After September 11, 2001, the number of global travelers decreased for the first time since the 1980s. As a result, U.S. tourism receipts decreased by nearly 12% in 2001, and U.S. expenditures abroad decreased by 7%. Employment levels in the United States have fallen by a higher percentage in travel and tourism related industries than in most other major industries. Since the end of 2000, employment in travel-related industries declined by nearly 390,000 jobs, representing over 25% of the nation's non-farm job losses in that time period.

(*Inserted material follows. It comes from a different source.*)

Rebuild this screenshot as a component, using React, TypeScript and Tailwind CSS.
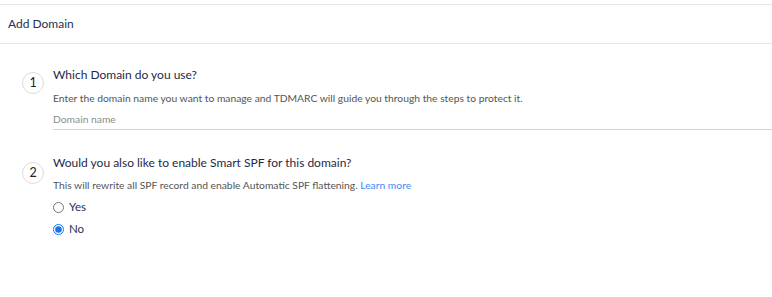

Some analysts believe that travel-related industries will recover from these events, as they have from past events, such as the 1991 Gulf War. Others believe that the combination of factors have been very damaging to the industry for the long term. They believe that recovery could be considerably slower than it has in the past, and that recovery may be more challenging for travel-related industries than for the economy as a whole. The travel industry, for example, has voiced concerns that impending regulations on visa requirements for visitors entering the United States are being implemented too quickly and could discourage international travel to the United States.
In the 108th Congress, two measures have been passed and several bills introduced to provide assistance to the airline industry and to help promote travel and tourism. The FY2003 omnibus appropriations act (P.L. 108-7, H.J.Res. 2) includes a one-time appropriation of $50 million for an international marketing campaign to encourage individuals to travel to the United States. The Emergency Wartime Supplemental Appropriations Act, 2003 (P.L. 108-011) includes a provision for $2.9 billion in assistance to the airline industry. H.R. 2002 would establish a pilot program for the promotion of travel and tourism in the United States. This report will not be updated.